The Winnerys' first widely distributed album is spirited, competent power pop, though hardly as epochal as its influences. It's thick with guitar-dominated songs with vocal harmonies, perhaps with a greater Merseybeat influence than most such bands bear. The songs, most likely to the surprise of no one, are mostly about feeling good and being in love, with a hearty optimism charging even the songs about heartache and longing. They like to go into the upper vocal register, but they're not
Paul McCartneys or even
Allan Clarkes (of
the Hollies) in that regard, sometimes showing some strain at the top of the arc, though not ear-gratingly so.

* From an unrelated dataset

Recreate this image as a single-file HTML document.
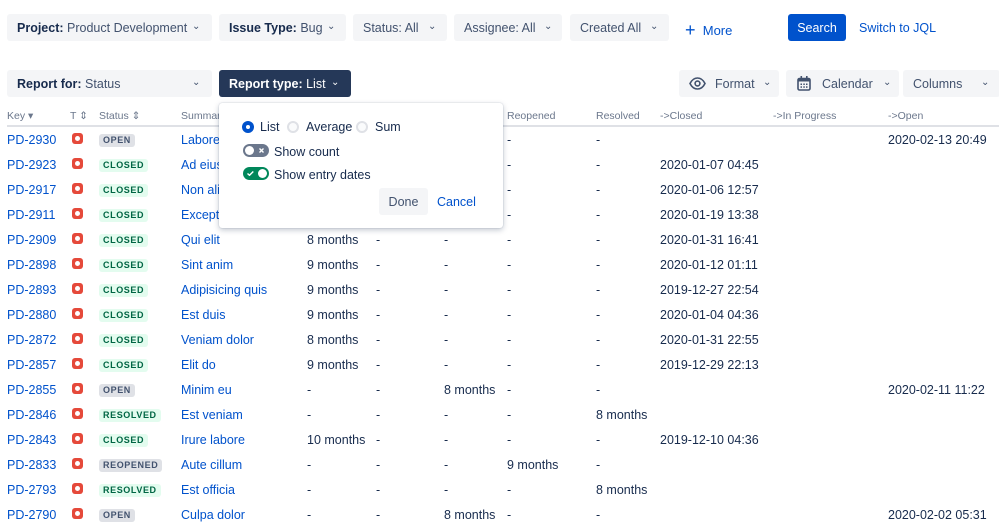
<!DOCTYPE html>
<html><head><meta charset="utf-8"><style>
*{box-sizing:border-box;margin:0;padding:0}
body{width:999px;height:528px;overflow:hidden;background:#fff;font-family:"Liberation Sans",sans-serif;color:#172b4d;font-size:12.5px;position:relative}
.a{position:absolute;white-space:nowrap}
.btn{position:absolute;background:#f4f5f7;border-radius:3px;height:27px;line-height:29px;font-size:12.5px;color:#42526e;padding-left:10px}
.btn b{color:#172b4d}
.chev{position:absolute;top:-2px;font-size:10px;color:#42526e}
.h{position:absolute;top:110px;font-size:10.5px;color:#6b778c}
.r{position:absolute;left:0;width:999px;height:25px}
.r span{position:absolute;top:0;line-height:18px;white-space:nowrap}
.k{left:7px;color:#0052cc}
.ic{left:72px;top:2px!important;width:11px;height:11px;background:#e5493a;border-radius:3px}
.ic:after{content:"";position:absolute;left:3px;top:3px;width:5px;height:5px;background:#fff;border-radius:50%}
.lz{left:99px;top:3px!important;line-height:13px!important;font-size:9px;font-weight:bold;padding:0 4px;border-radius:3px;letter-spacing:.6px}
.g{background:#e3fcef;color:#006644}.n{background:#dfe1e6;color:#42526e}
.s{left:181px;color:#0052cc}
.c5{left:307px}.c6{left:376px}.c7{left:444px}.c8{left:507px}.c9{left:596px}.c10{left:660px}.c12{left:888px}
</style></head><body>
<div class="btn" style="left:7px;top:14px;width:205px"><b>Project:</b> Product Development<span class="chev" style="left:185px">&#8964;</span></div>
<div class="btn" style="left:219px;top:14px;width:127px"><b>Issue Type:</b> Bug<span class="chev" style="left:108px">&#8964;</span></div>
<div class="btn" style="left:353px;top:14px;width:94px">Status: All<span class="chev" style="left:75px">&#8964;</span></div>
<div class="btn" style="left:454px;top:14px;width:108px">Assignee: All<span class="chev" style="left:90px">&#8964;</span></div>
<div class="btn" style="left:570px;top:14px;width:99px">Created All<span class="chev" style="left:80px">&#8964;</span></div>
<div class="a" style="left:685px;top:19px;color:#0052cc;font-size:13px"><span style="font-size:18px;position:relative;top:1px">+</span>&nbsp; More</div>
<div class="a" style="left:788px;top:14px;width:58px;height:27px;line-height:29px;background:#0052cc;color:#fff;border-radius:3px;text-align:center;font-size:12.5px">Search</div>
<div class="a" style="left:859px;top:21px;color:#0052cc;font-size:12.5px">Switch to JQL</div>

<div class="btn" style="left:7px;top:70px;width:205px"><b>Report for:</b> Status<span class="chev" style="left:185px">&#8964;</span></div>
<div class="btn" style="left:219px;top:70px;width:132px;background:#253858;color:#fff"><b style="color:#fff">Report type:</b> List<span class="chev" style="left:112px;color:#fff">&#8964;</span></div>
<div class="btn" style="left:679px;top:70px;width:100px;padding-left:36px"><svg style="position:absolute;left:10px;top:7px" width="17" height="13" viewBox="0 0 17 13"><path d="M1 6.5C3 2.5 6 1 8.5 1S14 2.5 16 6.5C14 10.5 11 12 8.5 12S3 10.5 1 6.5Z" fill="none" stroke="#42526e" stroke-width="1.6"/><circle cx="8.5" cy="6.5" r="2.4" fill="none" stroke="#42526e" stroke-width="1.6"/></svg>Format<span class="chev" style="left:84px">&#8964;</span></div>
<div class="btn" style="left:786px;top:70px;width:113px;padding-left:36px"><svg style="position:absolute;left:11px;top:6px" width="14" height="15" viewBox="0 0 14 15"><rect x="1" y="2.5" width="12" height="11.5" rx="1.5" fill="none" stroke="#42526e" stroke-width="1.6"/><rect x="1" y="2.5" width="12" height="3" fill="#42526e"/><rect x="3.5" y="0" width="1.6" height="3" fill="#42526e"/><rect x="9" y="0" width="1.6" height="3" fill="#42526e"/><g fill="#42526e"><rect x="3.5" y="7.5" width="1.5" height="1.5"/><rect x="6.3" y="7.5" width="1.5" height="1.5"/><rect x="9" y="7.5" width="1.5" height="1.5"/><rect x="3.5" y="10.3" width="1.5" height="1.5"/><rect x="6.3" y="10.3" width="1.5" height="1.5"/><rect x="9" y="10.3" width="1.5" height="1.5"/></g></svg>Calendar<span class="chev" style="left:97px">&#8964;</span></div>
<div class="btn" style="left:903px;top:70px;width:97px;padding-left:10px">Columns<span class="chev" style="left:78px">&#8964;</span></div>

<div class="h" style="left:7px">Key &#9662;</div><div class="h" style="left:70px">T &#8661;</div><div class="h" style="left:99px">Status &#8661;</div><div class="h" style="left:181px">Summary</div>
<div class="h" style="left:507px">Reopened</div><div class="h" style="left:596px">Resolved</div><div class="h" style="left:660px">-&gt;Closed</div><div class="h" style="left:773px">-&gt;In Progress</div><div class="h" style="left:888px">-&gt;Open</div>
<div class="a" style="left:7px;top:125px;width:992px;height:2px;background:#dfe1e6"></div>

<div class="r" style="top:131px"><span class="k">PD-2930</span><span class="ic"></span><span class="lz n">OPEN</span><span class="s">Labore</span><span class="c8">-</span><span class="c9">-</span><span class="c12">2020-02-13 20:49</span></div>
<div class="r" style="top:156px"><span class="k">PD-2923</span><span class="ic"></span><span class="lz g">CLOSED</span><span class="s">Ad eius</span><span class="c8">-</span><span class="c9">-</span><span class="c10">2020-01-07 04:45</span></div>
<div class="r" style="top:181px"><span class="k">PD-2917</span><span class="ic"></span><span class="lz g">CLOSED</span><span class="s">Non ali</span><span class="c8">-</span><span class="c9">-</span><span class="c10">2020-01-06 12:57</span></div>
<div class="r" style="top:206px"><span class="k">PD-2911</span><span class="ic"></span><span class="lz g">CLOSED</span><span class="s">Except</span><span class="c8">-</span><span class="c9">-</span><span class="c10">2020-01-19 13:38</span></div>
<div class="r" style="top:231px"><span class="k">PD-2909</span><span class="ic"></span><span class="lz g">CLOSED</span><span class="s">Qui elit</span><span class="c5">8 months</span><span class="c6">-</span><span class="c7">-</span><span class="c8">-</span><span class="c9">-</span><span class="c10">2020-01-31 16:41</span></div>
<div class="r" style="top:256px"><span class="k">PD-2898</span><span class="ic"></span><span class="lz g">CLOSED</span><span class="s">Sint anim</span><span class="c5">9 months</span><span class="c6">-</span><span class="c7">-</span><span class="c8">-</span><span class="c9">-</span><span class="c10">2020-01-12 01:11</span></div>
<div class="r" style="top:281px"><span class="k">PD-2893</span><span class="ic"></span><span class="lz g">CLOSED</span><span class="s">Adipisicing quis</span><span class="c5">9 months</span><span class="c6">-</span><span class="c7">-</span><span class="c8">-</span><span class="c9">-</span><span class="c10">2019-12-27 22:54</span></div>
<div class="r" style="top:306px"><span class="k">PD-2880</span><span class="ic"></span><span class="lz g">CLOSED</span><span class="s">Est duis</span><span class="c5">9 months</span><span class="c6">-</span><span class="c7">-</span><span class="c8">-</span><span class="c9">-</span><span class="c10">2020-01-04 04:36</span></div>
<div class="r" style="top:331px"><span class="k">PD-2872</span><span class="ic"></span><span class="lz g">CLOSED</span><span class="s">Veniam dolor</span><span class="c5">8 months</span><span class="c6">-</span><span class="c7">-</span><span class="c8">-</span><span class="c9">-</span><span class="c10">2020-01-31 22:55</span></div>
<div class="r" style="top:356px"><span class="k">PD-2857</span><span class="ic"></span><span class="lz g">CLOSED</span><span class="s">Elit do</span><span class="c5">9 months</span><span class="c6">-</span><span class="c7">-</span><span class="c8">-</span><span class="c9">-</span><span class="c10">2019-12-29 22:13</span></div>
<div class="r" style="top:381px"><span class="k">PD-2855</span><span class="ic"></span><span class="lz n">OPEN</span><span class="s">Minim eu</span><span class="c5">-</span><span class="c6">-</span><span class="c7">8 months</span><span class="c8">-</span><span class="c9">-</span><span class="c12">2020-02-11 11:22</span></div>
<div class="r" style="top:406px"><span class="k">PD-2846</span><span class="ic"></span><span class="lz g">RESOLVED</span><span class="s">Est veniam</span><span class="c5">-</span><span class="c6">-</span><span class="c7">-</span><span class="c8">-</span><span class="c9">8 months</span></div>
<div class="r" style="top:431px"><span class="k">PD-2843</span><span class="ic"></span><span class="lz g">CLOSED</span><span class="s">Irure labore</span><span class="c5">10 months</span><span class="c6">-</span><span class="c7">-</span><span class="c8">-</span><span class="c9">-</span><span class="c10">2019-12-10 04:36</span></div>
<div class="r" style="top:456px"><span class="k">PD-2833</span><span class="ic"></span><span class="lz n">REOPENED</span><span class="s">Aute cillum</span><span class="c5">-</span><span class="c6">-</span><span class="c7">-</span><span class="c8">9 months</span><span class="c9">-</span></div>
<div class="r" style="top:481px"><span class="k">PD-2793</span><span class="ic"></span><span class="lz g">RESOLVED</span><span class="s">Est officia</span><span class="c5">-</span><span class="c6">-</span><span class="c7">-</span><span class="c8">-</span><span class="c9">8 months</span></div>
<div class="r" style="top:506px"><span class="k">PD-2790</span><span class="ic"></span><span class="lz n">OPEN</span><span class="s">Culpa dolor</span><span class="c5">-</span><span class="c6">-</span><span class="c7">8 months</span><span class="c8">-</span><span class="c9">-</span><span class="c12">2020-02-02 05:31</span></div>

<div class="a" style="left:219px;top:103px;width:284px;height:125px;background:#fff;border-radius:3px;box-shadow:0 2px 6px rgba(9,30,66,.25),0 0 1px rgba(9,30,66,.3)">
 <div class="a" style="left:23px;top:18px;width:12px;height:12px;border-radius:50%;background:#0052cc"><div style="position:absolute;left:4px;top:4px;width:4px;height:4px;border-radius:50%;background:#fff"></div></div>
 <div class="a" style="left:41px;top:17px">List</div>
 <div class="a" style="left:68px;top:18px;width:12px;height:12px;border-radius:50%;border:2px solid #dfe1e6;background:#fafbfc"></div>
 <div class="a" style="left:87px;top:17px">Average</div>
 <div class="a" style="left:137px;top:18px;width:12px;height:12px;border-radius:50%;border:2px solid #dfe1e6;background:#fafbfc"></div>
 <div class="a" style="left:156px;top:17px">Sum</div>
 <div class="a" style="left:24px;top:41px;width:26px;height:13px;border-radius:7px;background:#6b778c"><div style="position:absolute;left:2px;top:2px;width:9px;height:9px;border-radius:50%;background:#fff"></div><svg style="position:absolute;left:16px;top:4px" width="5" height="5"><path d="M0.5 0.5L4.5 4.5M4.5 0.5L0.5 4.5" stroke="#fff" stroke-width="1.4"/></svg></div>
 <div class="a" style="left:55px;top:42px">Show count</div>
 <div class="a" style="left:24px;top:64px;width:26px;height:13px;border-radius:7px;background:#00875a"><div style="position:absolute;right:2px;top:2px;width:9px;height:9px;border-radius:50%;background:#fff"></div><svg style="position:absolute;left:4px;top:4px" width="7" height="5"><path d="M0.5 2.5L2.5 4.3L6.3 0.5" stroke="#fff" stroke-width="1.4" fill="none"/></svg></div>
 <div class="a" style="left:55px;top:65px">Show entry dates</div>
 <div class="a" style="left:160px;top:85px;width:49px;height:27px;line-height:28px;background:#f4f5f7;border-radius:3px;text-align:center;color:#42526e">Done</div>
 <div class="a" style="left:218px;top:92px;color:#0052cc">Cancel</div>
</div>
</body></html>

Some lyrics reflecting a modern attitude do slip in that likely would have not found a place on pre-1970s recordings, like the note that "I was so f*cking busy" in "The Guy With Two Houses," and the intro couplet "I'm writing this song for the girl that I love, she owes me my records, I owe her my soul" in "Even More Than Myself." As on a lot of power pop records, while superficially
Beatlesque music may be at the center, there are passing references to different sounds --
the Who,
the Byrds,
the Hollies,
Badfinger, even a bit of early-'70s
Rolling Stones in "The Guy With Two Houses." And "Little Dark Cloud" has a bit of a
Kinks-like ironic, wary bounce, standing out as one of the more memorable tracks by virtue of its difference among more amiable surroundings.